Also, some of the articles I uncover don’t really sit well among chats with players and coaches – usually smart-alec old columns and such – so I thought this RLW blog might be a good place to regurgitate them from here-on-in. Not on a regular basis or anything, just when it seems appropriate. So, bring in the trumpets, here is one such offering from Super League Week, the forerunner of Total Rugby League – itself the paper predecessor of LPL’s website by that name – first published in August 1998.

tubthumping column

A novel approach to League

AS the “let’s get back to winter” brigade never tire of telling us, it’s holiday time. Indeed, as you read this I shall be toes up on a beach in the future Rugby League hotspot of Perranporth, Cornwall. I don’t know about you, but to me holidays mean catching up on my reading. So this week I thought I’d take a look at how this great game of ours has been treated book-wise since Caxton first invented the photocopier.

Now, it has to be said, literary fiction and Rugby League are not the closest of bedfellows. Sure, there have been some great factual League books in recent years, Dave Hadfield’s XIII Winters,  John Haynes’ From All Blacks to All Golds and Paul Wilson’s The Best Years of our Lives to name but three. Historically, too, Mrs Beeton’s Victorian Cookery Book has undoubtedly been a huge influence on the catering facilities at many of our grounds. As for modern-day quality fiction, forget it (unless, of course, you are thinking of Framing the Future).

It wasn’t always thus. The traditional literary canon is packed to busting with Rugby League references, it’s just a case of knowing where to find them. So sit back, crack open another bottle of Nuis St Wilderspool, and take a trip with me on a whirlwind bibliographical odyssey that will raise eyebrows the length and breadth of the M62.

We start, predictably enough, in medieval times, with Chaucer’s Canterbury Tales, a book which – despite the title – had nothing to do with a load of Aussie Bulldogs fans on a pilgrimage to the Belmore Sports Ground. No, the subject matter was much closer to home, as the following quote from “The Wife of Barrrrth’s Prologue” perhaps testifies.

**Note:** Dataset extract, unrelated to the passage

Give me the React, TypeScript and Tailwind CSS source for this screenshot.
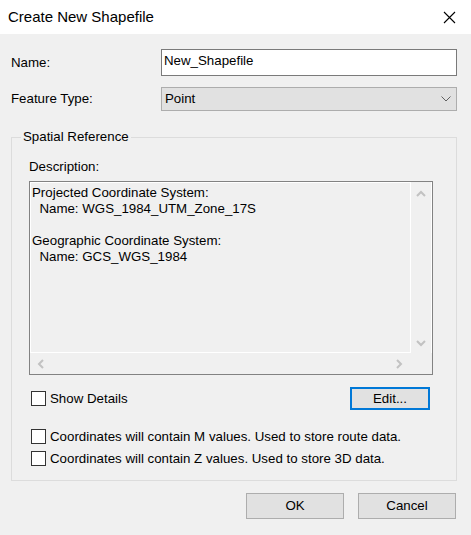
const TEXT = 'text-[#000]'

function Check({ label }: { label: string }) {
  return (
    <label className="flex items-center gap-[4px] h-[15px]">
      <span className="w-[15px] h-[15px] border border-[#333] bg-white shrink-0" />
      <span className="leading-[16px] whitespace-nowrap">{label}</span>
    </label>
  )
}

function Chevron({ dir, className }: { dir: 'up' | 'down' | 'left' | 'right'; className?: string }) {
  const d =
    dir === 'up'
      ? 'M1 6 L5 2 L9 6'
      : dir === 'down'
        ? 'M1 2 L5 6 L9 2'
        : dir === 'left'
          ? 'M6 1 L2 5 L6 9'
          : 'M2 1 L6 5 L2 9'
  const w = dir === 'up' || dir === 'down' ? 10 : 8
  const h = dir === 'up' || dir === 'down' ? 8 : 10
  return (
    <svg width={w} height={h} viewBox={`0 0 ${w} ${h}`} className={className}>
      <path d={d} fill="none" stroke="#c2c2c2" strokeWidth="2" />
    </svg>
  )
}

export default function App() {
  return (
    <div
      className={`w-[471px] h-[535px] bg-[#f0f0f0] ${TEXT} text-[13.3px] font-['Liberation_Sans',Arial,sans-serif] overflow-hidden`}
    >
      {/* title bar */}
      <div className="h-[34px] bg-white flex items-center justify-between pl-[8px] pr-[15px]">
        <span className="text-[15px] leading-[20px]">Create New Shapefile</span>
        <svg width="13" height="13" viewBox="0 0 13 13">
          <path d="M1 1 L12 12 M12 1 L1 12" stroke="#000" strokeWidth="1.1" />
        </svg>
      </div>

      <div className="pt-[15px]">
        <div className="flex items-center pl-[11px] h-[27px]">
          <span className="w-[150px]">Name:</span>
          <div className="w-[296px] h-[27px] border border-[#7a7a7a] bg-white flex items-start pl-[2px] pt-[3px] leading-[16px]">
            New_Shapefile
          </div>
        </div>

        <div className="flex items-center pl-[11px] mt-[11px] h-[24px]">
          <span className="w-[150px]">Feature Type:</span>
          <div className="w-[296px] h-[24px] border border-[#adadad] bg-[#e1e1e1] flex items-center justify-between pl-[3px] pr-[5px]">
            <span>Point</span>
            <svg width="10" height="6" viewBox="0 0 10 6">
              <path d="M0.5 0.5 L5 5 L9.5 0.5" fill="none" stroke="#606060" strokeWidth="1" />
            </svg>
          </div>
        </div>

        <fieldset className="ml-[11px] mt-[18px] w-[446px] border border-[#dcdcdc] pl-[17px] pb-[14px]">
          <legend className="-ml-[8px] px-[2px] leading-[16px]">Spatial Reference</legend>

          <div className="pt-[14px] leading-[16px]">Description:</div>

          <div className="mt-[6px] w-[404px] h-[194px] border border-[#828282] grid grid-cols-[1fr_21px] grid-rows-[1fr_21px]">
            <div className="border border-white pl-[1px] pt-[2px] leading-[16px] whitespace-pre">
              {'Projected Coordinate System:\n  Name: WGS_1984_UTM_Zone_17S\n\nGeographic Coordinate System:\n  Name: GCS_WGS_1984'}
            </div>
            <div className="border-r border-white flex flex-col items-center justify-between pt-[8px] pb-[6px]">
              <Chevron dir="up" />
              <Chevron dir="down" />
            </div>
            <div className="flex items-center justify-between pl-[7px] pr-[8px]">
              <Chevron dir="left" />
              <Chevron dir="right" />
            </div>
            <div />
          </div>

          <div className="mt-[12px] w-[404px] h-[23px] flex items-center justify-between pl-[2px] pr-[3px]">
            <Check label="Show Details" />
            <button className="w-[80px] h-[23px] border-2 border-[#0078d7] bg-[#e1e1e1] leading-[16px]">
              Edit...
            </button>
          </div>

          <div className="mt-[19px] pl-[2px]">
            <Check label="Coordinates will contain M values. Used to store route data." />
          </div>
          <div className="mt-[7px] pl-[2px]">
            <Check label="Coordinates will contain Z values. Used to store 3D data." />
          </div>
        </fieldset>

        <div className="mt-[12px] flex justify-end gap-[14px] pr-[15px]">
          <button className="w-[98px] h-[26px] border border-[#adadad] bg-[#e1e1e1]">OK</button>
          <button className="w-[98px] h-[26px] border border-[#adadad] bg-[#e1e1e1]">Cancel</button>
        </div>
      </div>
    </div>
  )
}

“For trusteth wel, it is an impossible/ that any clerk wol speke good of wyves,/ But if it be of hooly seintes lyves,/ Ne of noon oother womman never the mo./ Who peyntede the leon, tell me who?”

Leaving aside how Chaucer’s poetic style was obviously influenced by the commentary of the late Eddie Waring, the “seintes” referred to here are clearly the ones currently playing at Knowsley Road. “Who peyntede the leon”, meanwhile, is an equally clear reference to the Aesop fable in which a St Helens supporter attempts to use his painting of Bobbie Goulding wrestling a Swinton Lion to the floor in a Welsh nightclub as evidence that Saints are a stronger outfit than Swinton. Unsurprisingly, the Lions fan to whom he is showing it doesn’t reckon much to said painting as evidence, reasoning that if he – or any other Swinton fan – had been the artist, the end result would have been different. What both Chaucer and Aesop are getting at here, I reckon, is that rugbye unione joonolystes are the ones who do the lion’s share of sports reporting and therefore it is no surprise that their sport is the one which gets the better press.

Anyway, from there we skip forward to the 18th century, and to the Enlightenment. The time in which floodlights were famously invented, thereby helping to make BBC2′s famous “Floodlit Trophy” of that era the huge success it turned out to be. The major Enlightenment literary figure, of course, was Wigan pair Andy and Paul Johnson’s great grandad, Dr Samuel, who famously declared that; “the only end of Rugby League is to enable its spectators better to enjoy life, or better to endure it.” Dr Johnson, of course, was a fan of Doncaster Dragons.

Actually the 18th century was something of a golden era for League literature. In Daniel Defoe’s Robinson Crusoe (1719), for example, at one point the eponymous hero can be found wondering in his diary whether his new-found “savage” would prefer to be called Man Friday, Saturday, Sunday afternoon or early evening. Later in the book, too, there are a couple of paragraphs in which Crusoe ponders his island’s potential for attracting a Super League franchise. Almost fifty years later, Oliver Goldsmith – an author famous for the sentimental relish with which he writes about the moral authority of suffering – used his novel The Vicar of Wakefield (1766) to consider the plight of Primrose, a vicar who positively laps up the repeated trials and tragedies heaped upon him by a lifetime of supporting Wakefield Trinity. Goldsmith’s influence is still readily apparent today, as sports headline writers the country over continue to over-use the title of one his plays: “Broncos stoop to conquer.”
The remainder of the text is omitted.